« Attaques » d’orques vers Gibraltar : une panique sans consensus scientifique

Les scientifiques interrogés ne croient pas à une attaque délibérée des orques contre les humains. - Unsplash / Dick Martin
Les scientifiques interrogés ne croient pas à une attaque délibérée des orques contre les humains. - Unsplash / Dick Martin
Les orques sont-elles en train de fomenter un vaste complot pour couler les bateaux au sud-ouest des côtes espagnoles et au large du Portugal ? C’est en tout cas ce que laissent croire certains articles publiés ces derniers jours à propos « d’attaques » de navires par ces cétacés. L’affaire n’est pas nouvelle. Depuis 2020, le site orca iberica recense les « interactions » entre ces cétacés et les bateaux, nombreuses à l’ouest du détroit de Gibraltar.
Mais l’histoire a refait surface le 24 mai lorsque le bateau du skipper français Sébastien Destremau a été chahuté par des orques pendant une heure non loin des côtes de Cadix, au sud-ouest de l’Espagne. « C’est un gros bateau, de 15 mètres, 15 tonnes et ils jouaient avec, comme avec une coquille de noix ! » a-t-il déclaré à France 3.
Les « nouvelles dents de la mer » ?
Depuis, les articles ont fleuri avec un ton angoissant : « Un gang d’orques sème la terreur en Méditerranée [la localisation est fausse, il s’agit de l’Atlantique] en fonçant sur les bateaux pour les couler », titre le site DH sports. Le journal L’Indépendant parle d’attaques « d’une violence inouïe » ainsi que de « vengeance et imitation ». Libération commence son article en parlant « des nouvelles dents de la mer ». Konbini surenchérit, expliquant que « l’apaisement de la région est désormais entre les mains [sic] de la terrifiante White Gladis ».
Gladis, c’est le nom de l’orque qui aurait été blessée à la suite d’une collision avec une embarcation. Depuis, elle apprendrait aux autres orques à chahuter les navires. Dès lors, les journalistes s’interrogent : pourquoi s’en prennent-elles aux bateaux ? Cherchent-elles à se venger ? Tentent-elles de récupérer leur territoire, en proie à la surpêche et à la pollution sonore ?

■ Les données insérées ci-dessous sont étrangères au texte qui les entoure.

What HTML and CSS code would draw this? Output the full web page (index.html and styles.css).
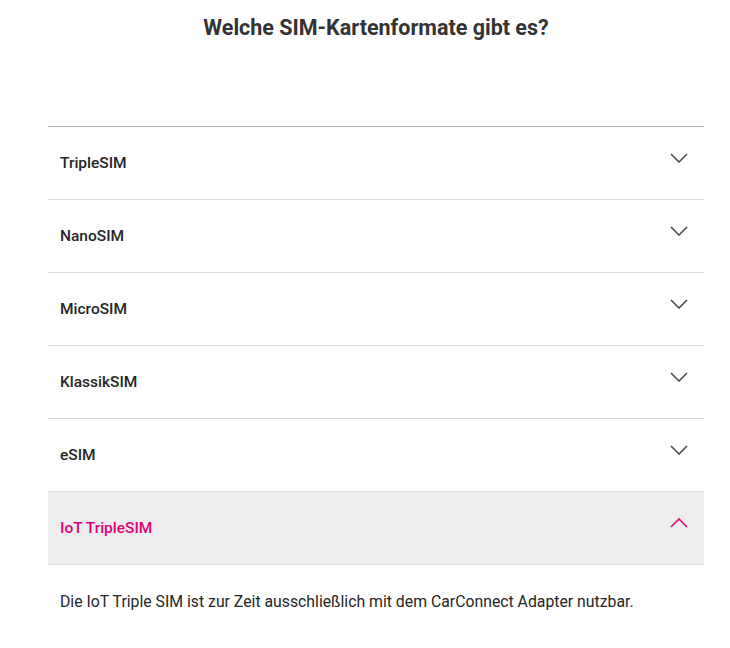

Aucun consensus scientifique
Il n’existe aujourd’hui aucun consensus scientifique sur le sujet comme l’expliquait déjà Reporterre en décembre dernier. « Ce serait beau, une révolte des espèces non humaines, quand on voit à quelle vitesse on les dégomme sans aucun remords. Mais je n’y crois pas trop », dit le professeur en bioacoustique et spécialiste des cétacés Olivier Adam.
« Ils n’ont rien contre les humains, en revanche, les bateaux sont soit source d’amusement, ou alors il y a eu un accident, et depuis ce jour les orques s’en prennent aux bateaux », explique François Sarano, biologiste marin à FranceInfo.
Cétacés en danger
Les cétacés ne sont donc pas rancuniers, contrairement à ce que nos tendances anthropomorphiques voudraient nous faire croire. Aucune attaque mortelle d’orque en milieu sauvage n’a d’ailleurs jamais été recensée.
En revanche ces articles anxiogènes pourraient avoir des conséquences désastreuses sur leurs vies. Les marins, paniqués à l’idée d’une éventuelle rencontre avec une bande d’orques, s’équipent désormais d’explosifs extrêmement puissants qui pourraient blesser l’ouïe des animaux. « C’est grâce à l’écholocalisation qu’ils se déplacent et communiquent. Si l’on endommage leur ouïe, ils sont perdus », expliquait à Reporterre Paula Méndez Fernandez.
Les orques de cette région de l’Atlantique sont classées comme une espèce en danger critique d’extinction.